There was an interesting article last week from Fastly talking about using BGP to scale their network. This was but the latest in a long line of discussions around using BGP as a transport protocol between areas of the data center, even down to the Top-of-Rack (ToR) switch level. LinkedIn made a huge splash with it a few months ago with their Project Altair solution. Now it seems company after company is racing to implement BGP as the solution to their transport woes. And all because developers have finally pulled their heads out of the sand.
BGP Under Every Rock And Tree
BGP is a very scalable protocol. It’s used the world over to exchange routes and keep the Internet running smoothly. But it has other power as well. It can be extended to operate in other ways beyond the original specification. Unlike rigid protocols like RIP or OSPF, BGP was designed in part to be extended and expanded as needs changes. IS-IS is a very similar protocol in that respect. It can be upgraded and adjusted to work with both old and new systems at the same time. Both can be extended without the need to change protocol versions midstream or introduce segmented systems that would run like ships in the night.
This isn’t the first time that someone has talked about running BGP to the ToR switch either. Facebook mentioned in this video almost three years ago. Back then they were solving some interesting issues in their own data center. Now, those changes from the hyperscale world are filtering into the real world. Networking teams are seeking to solve scaling issues without resorting to overlay networks or other types of workarounds. The desire to fix everything wrong with layer 2 has led to a revelation of sorts. The real reason why BGP is able to work so well as a replacement for layer 2 isn’t because we’ve solved some mystical networking conundrum. It’s because we finally figured out how to build applications that don’t break because of the network.
Apps As Far As The Eye Can See
The whole reason when layer 2 networks are the primary unit of data center measurement has absolutely nothing to do with VMware. VMware vMotion behaves the way that it does because legacy applications hate having their addresses changed during communications. Most networking professionals know that MAC addresses have a tenuous association to IP addresses, which is what allows the gratuitous ARP after a vMotion to work so well. But when you try to move an application across a layer 3 boundary, it never ends well.
When web scale companies started building their application stacks, they quickly realized that being pinned to a particular IP address was a recipe for disaster. Even typical DNS-based load balancing only seeks to distribute requests to a series of IP addresses behind some kind of application delivery controller. With legacy apps, you can’t load balance once a particular host has resolved a DNS name to an IP address. Once the gateway of the data center resolves that IP address to a MAC address, you’re pinned to that device until something upsets the balance.

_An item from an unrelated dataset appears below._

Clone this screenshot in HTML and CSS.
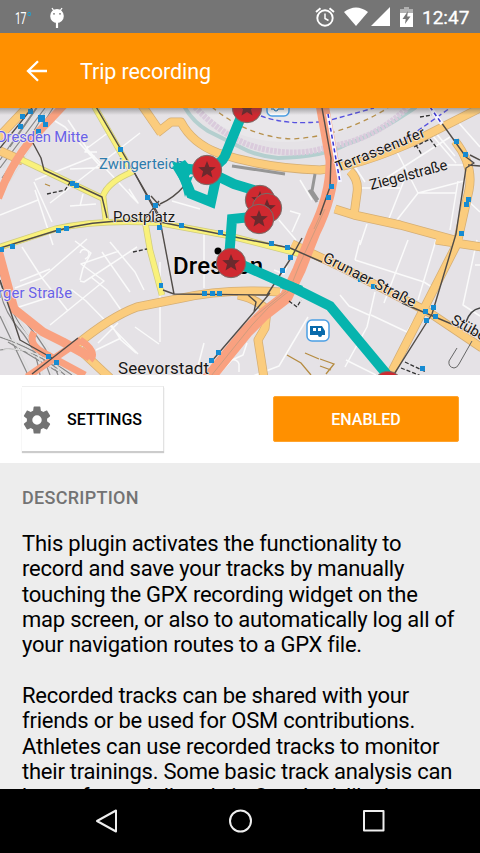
FILE: index.html
```html
<!DOCTYPE html>
<html lang="en">
<head>
<meta charset="utf-8">
<title>Trip recording</title>
<link rel="stylesheet" href="styles.css">
</head>
<body>
<div class="screen">
  <header class="status">
    <span class="temp">17<i class="degree"></i></span>
    <svg class="droid" width="16" height="22" viewBox="0 0 16 22"><path d="M3 1l2 3M13 1l-2 3" stroke="#fff" stroke-width="1.3"/><ellipse cx="8" cy="9" rx="6.8" ry="7" fill="#fff"/><path d="M8 15v6" stroke="#fff" stroke-width="2.2"/><circle cx="5" cy="6.8" r=".9" fill="#757575"/><circle cx="11" cy="6.8" r=".9" fill="#757575"/></svg>
    <div class="spacer"></div>
    <svg class="alarm" width="20" height="20" viewBox="0 0 20 20" fill="none" stroke="#fff"><circle cx="10" cy="11" r="7.7" stroke-width="1.9"/><path d="M10 6.5v5l3.5 2" stroke-width="1.5"/><path d="M1 5l4.5-3.8M19 5l-4.5-3.8" stroke-width="1.9"/></svg>
    <svg class="wifi" width="24" height="19" viewBox="0 0 24 19"><path d="M0 5Q12-4 24 5L12 19z" fill="#fff"/></svg>
    <svg class="signal" width="19" height="19" viewBox="0 0 19 19"><path d="M19 0v19H0z" fill="#fff"/></svg>
    <svg class="battery" width="13" height="20" viewBox="0 0 13 20"><path d="M0 2h4V0h5v2h4v4H0z" fill="#b0b0b0"/><path d="M0 6h13v14H0z" fill="#fff"/><path d="M8 4L2.5 12h3.2L5 17l5.5-7.5H7.2z" fill="#757575"/></svg>
    <span class="clock">12:47</span>
  </header>
  <div class="toolbar">
    <svg class="back" width="22" height="22" viewBox="0 0 22 22" fill="none" stroke="#fff" stroke-width="2.3"><path d="M21 11H2M12 1.2L2 11l10 9.8"/></svg>
    <h1>Trip recording</h1>
  </div>
  <svg class="map" width="480" height="267" viewBox="0 108 480 267">
    <defs>
      <path id="star" d="M0-9L2.4-3 8.8-2.7 3.9 1.3 5.5 7.5 0 4-5.5 7.5-3.9 1.3-8.8-2.7-2.4-3z"/>
      <g id="pin"><circle r="14.7" fill="#cf2930" stroke="#74706b"/><use href="#star" fill="#6b292d"/></g>
      <linearGradient id="shade" x2="0" y2="1"><stop offset="0" stop-color="#444" stop-opacity=".4"/><stop offset="1" stop-color="#444" stop-opacity="0"/></linearGradient>
      <path id="tracks" d="M0 168L45 108M7 181L53 108M0 160L36 108M10 147L37 108M2 178L29 139L45 112M0 272Q6 300 27 324T58 375M0 282Q12 316 28 336T50 375M0 290Q4 312 20 330T40 375M0 316L28 375M0 337Q34 348 72 375M0 350Q30 344 65 375M8 342L58 372"/>
    </defs>
    <path d="M0 108h480v267H0z" fill="#e5e2e6"/>
    <path d="M195 108Q235 142 286 142T385 108z" fill="#e9e7ea"/>
    <g class="side">
      <path d="M55 121l10 6 35 39-14-17 23-17M68 120l20 30 50 53-8-8M35 190l18 55M35 180l60-24M70 169l70-3 M50 203l90-70M88 146l-3 6 12 0M0 215l38-15M34 182l18 40M83 194l-3 12M70 206l26-2M138 203l-9-14"/>
      <path d="M22 247l20 31-27 10M42 278l15-13 30-26M42 278l26 33M19 307l53-17 14 11 52 53M50 325l54-44-23-17 38-13M80 280l3-12 8-15-16-12M102 252l28 40M110 242l25 30 9 18M107 290l-16-13M98 343l20-20M107 290l14 20M110 323l11 17 15 13M121 338l-25 12M135 327l24 17M80 281l4 1 53-35M20 281l30-12"/>
      <path d="M80 253q2-6 8-2 3 5-3 8M195 141l20 15M172 201l28 8M204 232v56M290 211l10 3-8 18M279 220l17 20M274 270l10 4 3-8M160 262v80M204 343l-7 27M247 343l-4 12-11 5-14 15M232 360q5-1 7 4v8M308 317l-29 49-26 10M300 180l12 20"/>
      <path d="M380 182l70-45M396 150l22 43 46-12M405 178l-17 43M418 193l-25 32M435 132l20 24M432 135l24 28M458 181l-8 49M360 188h40M418 193h38M458 122l22 25M474 165h-30M467 200l13 12M367 224l-7 21M365 182l-10-15"/>
      <path d="M408 240l-24 63M436 240l-18 60M355 260l69 22 14 9M360 240l-5 20M375 292l-8 35-22 40M340 295l9 11 20 9M371 315l36 17 7-12M477 240l-14 65 17 11M346 360l30 15M475 265h5"/>
    </g>
    <path d="M184 106Q192 121 208 131L240 147Q256 156 278 158Q324 157 347 144Q375 135 416 107" fill="none" stroke="#b4cfcf" stroke-width="4"/>
    <path d="M195 107Q227 141 263 149T328 147Q374 140 407 108" fill="none" stroke="#dacbdc" stroke-width="6" stroke-dasharray="3 1"/>
    <path d="M212 107Q246 136 291 139Q340 137 388 108" fill="none" stroke="#b7914c" stroke-width="1.3" stroke-dasharray="5 4"/>
    <path d="M261 116Q288 126 327 121L374 108M360 158L409 137 450 108" fill="none" stroke="#5752df" stroke-width="1.4" stroke-dasharray="5 3"/>
    <g fill="none" stroke="#888" stroke-width="1.2"><use href="#tracks"/><use href="#tracks" x="3" stroke="#dedede"/></g>
    <g class="road-edge">
      <path d="M-3 139L30 104M141 104L161 133M0 151L23 161M157 133L171 122 181 122Q192 143 218 153Q263 168 320 170Q360 166 419 139L482 107M350 171Q359 180 357 193L354 215M335 209L354 215 400 225 462 242M455 141Q474 165 469 190L457 244 389 377M436 240L482 247M292 244L345 269 430 313 482 348M75 346Q110 317 137 307L177 299Q224 288 280 292M238 295Q255 298 267 310L265 328 258 340 264 378M80 350L110 378"/>
    </g>
    <g class="road">
      <path d="M-3 139L30 104M141 104L161 133M0 151L23 161M157 133L171 122 181 122Q192 143 218 153Q263 168 320 170Q360 166 419 139L482 107M350 171Q359 180 357 193L354 215M335 209L354 215 400 225 462 242M455 141Q474 165 469 190L457 244 389 377M436 240L482 247M292 244L345 269 430 313 482 348M75 346Q110 317 137 307L177 299Q224 288 280 292M238 295Q255 298 267 310L265 328 258 340 264 378M80 350L110 378"/>
    </g>
    <g class="yellow-edge"><path d="M93 104L132 172Q108 182 103 196L106 221M20 159L58 177 102 198M-3 248L55 229Q100 219 160 223L230 236 300 254M145 221L150 250 162 295"/></g>
    <g class="yellow"><path d="M93 104L132 172Q108 182 103 196L106 221M20 159L58 177 102 198M-3 248L55 229Q100 219 160 223L230 236 300 254M145 221L150 250 162 295"/></g>
    <g class="salmon">
      <path d="M-2 198Q10 166 30 141L64 105" stroke-width="8"/>
      <path d="M-2 250L14 309 43 332 63 342 90 357" stroke-width="9"/>
      <path d="M27 377L81 340M34 332Q27 345 46 354L85 375M80 340Q98 352 90 360" stroke-width="7"/>
      <path d="M207 380L247 331 264 314 286 297 299 270 314 232Q333 194 332 160L322 104" stroke-width="13"/>
    </g>
    <path d="M211 376L252 325 269 307 289 291 299 266 313 235 325 209M286 291l-32 26M314 229L323 209" fill="none" stroke="#cf9c7d" stroke-width="1"/>
    <g class="tram">
      <path d="M95 105L134 172 160 220 174 294 267 295 291 258 302 238M33 143l8 15 3 12 58 27 5 21M0 148l32-40M0 280l20 60 32 18M0 248L55 231Q105 217 160 222L290 248 322 262M402 303L480 336M211 362L254 312 270 293M163 290l11 4M32 374L78 338M322 108L331 158 330 187 320 215M431 108l35 49 8 6-8 5-10 66-24 80-41 65M470 155l10 5M468 165l12 1M248 295l8 7-2 10"/>
      <path d="M145 219l14-18M160 206l-9-10M160 204Q174 198 185 185M134 172l26 45"/>
    </g>
    <path d="M328 114l12 68M430 107l12 17" stroke="#f5f5ff" stroke-width="4"/><path d="M328 114l12 68M430 107l12 17" stroke="#3934d2" stroke-width="1.5" stroke-dasharray="4 3"/>
    <g class="dash"><path d="M47 194l18-4 6-9M416 145l6 10M414 147l16-8 6 8M420 117l12-2M133 252l14-3M289 301l8 6 4-7M405 362l21 10M401 368l20 8"/></g>
    <path d="M45 184l5 2M305 353l14 6M287 355l14 8 10 12M320 359l14 5-8 10M320 366l11 4" fill="none" stroke="#b58b40" stroke-width="1.3"/>
    <path d="M457 348l-8 13q-1 6 5 7 3 0 5-4l13-23" fill="none" stroke="#666" stroke-width="1"/><path d="M466 322q4-12 14-14" fill="none" stroke="#444" stroke-width="1.5"/>
    <path d="M315 174l-3 17 6 9M309 190l8 12M232 166l53 8" fill="none" stroke="#969696" stroke-width="3"/>
    <g class="stops">
      <path d="M28 109h5v5h-5zM20 114h5v5h-5zM18 124h5v5h-5zM38 115h7v7h-7zM36 129h5v5h-5zM43 122h5v5h-5zM118 147h5v5h-5zM70 181h5v5h-5zM74 183h5v5h-5zM145 195h5v5h-5zM153 203h5v5h-5zM157 225h5v5h-5zM56 228h5v5h-5zM64 226h5v5h-5zM10 244h5v5h-5zM0 247h4v5H0zM159 283h4v5h-4z"/>
      <path d="M179 223h5v5h-5zM218 230h5v5h-5zM269 241h5v5h-5zM285 245h5v5h-5zM288 255h5v5h-5zM280 268h5v5h-5zM202 291h5v5h-5zM210 291h5v5h-5zM217 291h5v5h-5zM216 350h5v5h-5zM209 358h5v5h-5zM46 354h5v5h-5zM54 360h5v5h-5zM329 184h5v5h-5zM326 195h5v5h-5zM454 139h5v5h-5zM463 152h5v5h-5zM466 197h5v5h-5zM464 202h5v5h-5zM459 231h5v5h-5zM371 284h5v5h-5zM358 278h4v4h-4zM423 309h5v5h-5zM431 305h5v5h-5zM433 314h5v5h-5zM424 318h5v5h-5zM420 366h5v5h-5z"/>
    </g>
    <g class="labels">
      <text class="violet" x="-3" y="142" textLength="91">Dresden Mitte</text>
      <text class="water" x="99" y="169" textLength="85">Zwingerteich</text>
      <text x="113" y="222" textLength="62">Postplatz</text>
      <text class="violet" x="-2" y="298" textLength="74">rger Straße</text>
      <text class="district" x="118" y="374" textLength="91">Seevorstadt</text>
      <text class="city" x="173" y="274" textLength="90">Dresden</text>
      <text x="338" y="172" textLength="95" transform="rotate(-22 338 172)">Terrassenufer</text>
      <text x="371" y="190" textLength="80" transform="rotate(-15 371 190)">Ziegelstraße</text>
      <text x="322" y="261" textLength="102" transform="rotate(27 322 261)">Grunaer Straße</text>
      <text x="450" y="323" transform="rotate(29 450 323)">Stübelallee</text>
    </g>
    <circle cx="218" cy="251" r="3.5"/>
    <path d="M243 112L225 156Q221 165 208 167M209 172L234 184 260 192M207 171L180 168 191 194 211 202 217 174M260 216L232 219 229 259 292 287 330 306 389 377" fill="none" stroke="#06b4ae" stroke-width="10"/>
    <path d="M172 167l13-7 8 10-10 15zM181 181l12-5-8 21zM284 279l19 7-5 8-18-6z" fill="#06b4ae"/>
    <use href="#pin" x="247" y="108"/><use href="#pin" x="207" y="170"/><use href="#pin" x="260" y="200"/><use href="#pin" x="267" y="208"/><use href="#pin" x="259" y="219"/><use href="#pin" x="231" y="263"/><use href="#pin" x="388" y="386"/>
    <rect x="307" y="320" width="22" height="21" rx="5" fill="#fff" stroke="#4a9ee4" stroke-width="1.5"/>
    <path d="M310 326h12l3 5v4h-3a2 2 0 0 1-4 0h-8z" fill="#086aab"/><path d="M313 328h3v3h-3zM318 328h3v3h-3z" fill="#fff"/>
    <rect x="267" y="96" width="22" height="20" rx="5" fill="#fff" stroke="#4a9ee4" stroke-width="1.500"/><path d="M271 109h3a2 2 0 0 0 4 0h6" stroke="#086aab" fill="none"/>
    <path d="M0 108h480v7H0z" fill="url(#shade)"/>
  </svg>
  <section class="actions">
    <button class="settings">
      <svg width="30" height="30" viewBox="2 2 20 20"><path fill="#737373" d="M19.430 12.980c.04-.32.070-.64.070-.98s-.03-.66-.07-.98l2.110-1.650c.19-.15.240-.42.120-.64l-2-3.460c-.12-.22-.39-.3-.61-.22l-2.490 1c-.52-.4-1.080-.73-1.690-.98l-.38-2.650C14.460 2.180 14.250 2 14 2h-4c-.25 0-.46.180-.49.420l-.38 2.650c-.61.250-1.170.590-1.690.980l-2.490-1c-.23-.09-.49 0-.61.220l-2 3.460c-.13.220-.07.490.120.640l2.110 1.650c-.04.320-.07.650-.07.980s.03.660.070.980l-2.110 1.650c-.19.150-.24.420-.12.640l2 3.460c.12.220.390.300.610.220l2.490-1c.52.400 1.080.730 1.690.980l.38 2.650c.03.240.240.420.490.420h4c.25 0 .46-.18.490-.42l.38-2.650c.61-.25 1.170-.59 1.690-.98l2.490 1c.23.090.490 0 .61-.22l2-3.460c.12-.22.070-.49-.12-.64zM12 15.500A3.500 3.500 0 1 1 12 8.500a3.500 3.500 0 0 1 0 7z" transform="translate(1.200 1.200) scale(.9)"/></svg>
      <span>SETTINGS</span>
    </button>
    <button class="enabled">ENABLED</button>
  </section>
  <main class="content">
    <h2>DESCRIPTION</h2>
    <p>This plugin activates the functionality to<br>record and save your tracks by manually<br>touching the GPX recording widget on the<br>map screen, or also to automatically log all of<br>your navigation routes to a GPX file.</p>
    <p>Recorded tracks can be shared with your<br>friends or be used for OSM contributions.<br>Athletes can use recorded tracks to monitor<br>their trainings. Some basic track analysis can<br>be performed directly in OsmAnd, like lap</p>
  </main>
  <nav class="navbar">
    <svg width="24" height="26" viewBox="0 0 24 26"><path d="M21 2.500v21L2 13z"/></svg>
    <svg width="24" height="26" viewBox="0 0 24 26"><circle cx="11.500" cy="13" r="10.500"/></svg>
    <svg width="24" height="26" viewBox="0 0 24 26"><path d="M2 3h19.500v19.500H2z"/></svg>
  </nav>
</div>
</body>
</html>
```
FILE: styles.css
```css
* { box-sizing: border-box; }
body { margin: 0; font-family: Roboto, sans-serif; background: #ededed; }
svg { display: block; flex: none; }
.screen { width: 480px; height: 853px; display: flex; flex-direction: column; overflow: hidden; }
.status { height: 33px; flex: none; background: #757575; color: #fff; display: flex; align-items: flex-start; padding: 7px 11px 0 15px; }
.temp { width: 34px; display: flex; font: 400 17px/22px Roboto, sans-serif; letter-spacing: -.5px; transform: scaleX(.62); transform-origin: left; }
.degree { width: 6px; height: 4px; border: 1.500px solid #16a8dc; border-radius: 50%; margin: 5px 0 0 2px; }
.spacer { flex: 1; }
.alarm { margin-right: 1px; }
.wifi { margin-left: 8px; }
.signal { margin-left: 3px; }
.battery { margin-left: 10px; }
.clock { width: 47px; margin-left: 9px; font-size: 19px; line-height: 22px; font-weight: 400; -webkit-text-stroke: .3px #fff; }
.toolbar { height: 75px; flex: none; display: flex; align-items: center; padding: 1px 0 0 26px; gap: 32px; background: #ff9000; color: #fff; }
h1 { margin: 2px 0 0; font-size: 21.500px; line-height: 28px; font-weight: 400; letter-spacing: -.1px; }
.map { flex: none; }
.map g { stroke-linejoin: round; }
.side, .road-edge, .road, .yellow-edge, .yellow, .salmon, .tram, .dash { fill: none; }
.side { stroke: #fafafa; stroke-width: 1.500; }
.road-edge { stroke: #d5ae74; stroke-width: 9; }
.road { stroke: #fbcc7d; stroke-width: 7.500; }
.yellow-edge { stroke: #cfcb80; stroke-width: 6.500; }
.yellow { stroke: #f9f17b; stroke-width: 5; }
.salmon { stroke: #f9a180; }
.tram { stroke: #514c48; stroke-width: 1.400; }
.dash { stroke: #333; stroke-width: 1.300; stroke-dasharray: 4 2; }
.stops { fill: #168bd2; }
.labels { font-size: 14.800px; fill: #171717; stroke: #eee9e9; stroke-width: 1.500px; paint-order: stroke; }
.labels .violet { fill: #6861e8; }
.labels .water { fill: #2d7cae; }
.labels .district { font-size: 17px; }
.labels .city { font-size: 24px; font-weight: 500; fill: #000; }
.actions { height: 88px; flex: none; background: #fff; display: flex; justify-content: space-between; padding: 11px 21px 0 22px; }
button { border: 0; padding: 0; font: 500 16px/20px Roboto, sans-serif; }
.settings { width: 142px; height: 65px; display: flex; align-items: center; gap: 15px; padding: 1px 0 0; background: #fff; color: #000; border-top: 1px solid #eee; border-right: 1px solid #e2e2e2; box-shadow: 0 2px 1px #ccc; }
.enabled { width: 186px; height: 46px; margin-top: 10px; padding-top: 1px; border-radius: 2px; background: #ff9000; color: #fff; border: 1px solid #ffa42e; }
.content { flex: 1; min-height: 0; overflow: hidden; background: #ededed; padding: 24px 0 0 22px; color: #000; }
h2 { margin: 0 0 22px; font-size: 18px; line-height: 22px; font-weight: 500; letter-spacing: .28px; color: #737373; }
p { margin: 0 0 25.400px; font-size: 22px; line-height: 25.330px; letter-spacing: -.23px; white-space: nowrap; }
.navbar { height: 64px; flex: none; background: #000; display: flex; justify-content: space-between; padding: 19px 94px 0 95px; }
.navbar svg { fill: none; stroke: #eee; stroke-width: 2; stroke-linejoin: round; }
```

Web scale apps like those built by Netflix or Facebook don’t operate by these rules. They have been built to be resilient from inception. Web scale apps don’t wait for next hop resolution protocols (NHRP) or kludgy load balancing mechanisms to fix their problems. They are built to do that themselves. When problems occur, the applications look around and find a way to reroute traffic. No crazy ARP tricks. No sly DNS. Just software taking care of itself.
The implications for network protocols are legion. If a web scale application can survive a layer 3 communications issue then we are no longer required to keep the entire data center as a layer 2 construct. If things like anycast can be used to pin geolocations closer to content that means we don’t need to worry about large failover domains. Just like Ivan Pepelnjak (@IOSHints) says in this post, you can build layer 3 failure domains that just work better.
BGP can work as your ToR strategy for route learning and path selection because you aren’t limited to forcing applications to communicate at layer 2. And other protocols that were created to fix limitations in layer 2, like TRILL or VXLAN, become an afterthought. Now, applications can talk to each other and fail back and forth as they need to without the need to worry about layer 2 doing anything other than what it was designed to do: link endpoints to devices designed to get traffic off the local network and into the wider world.
Tom’s Take
One of the things that SDN has promised us is a better way to network. I believe that the promise of making things better and easier is a noble goal. But the part that has bothered me since the beginning was that we’re still trying to solve everyone’s problems with the network. We don’t rearrange the power grid every time someone builds a better electrical device. We don’t replumb the house overtime we install a new sink. We find a way to make the new thing work with our old system.
That’s why the promise of using BGP as a ToR protocol is so exciting. It has very little to do with networking as we know it. Instead of trying to work miracles in the underlay, we build the best network we know how to build. And we let the developers and programmers do the rest.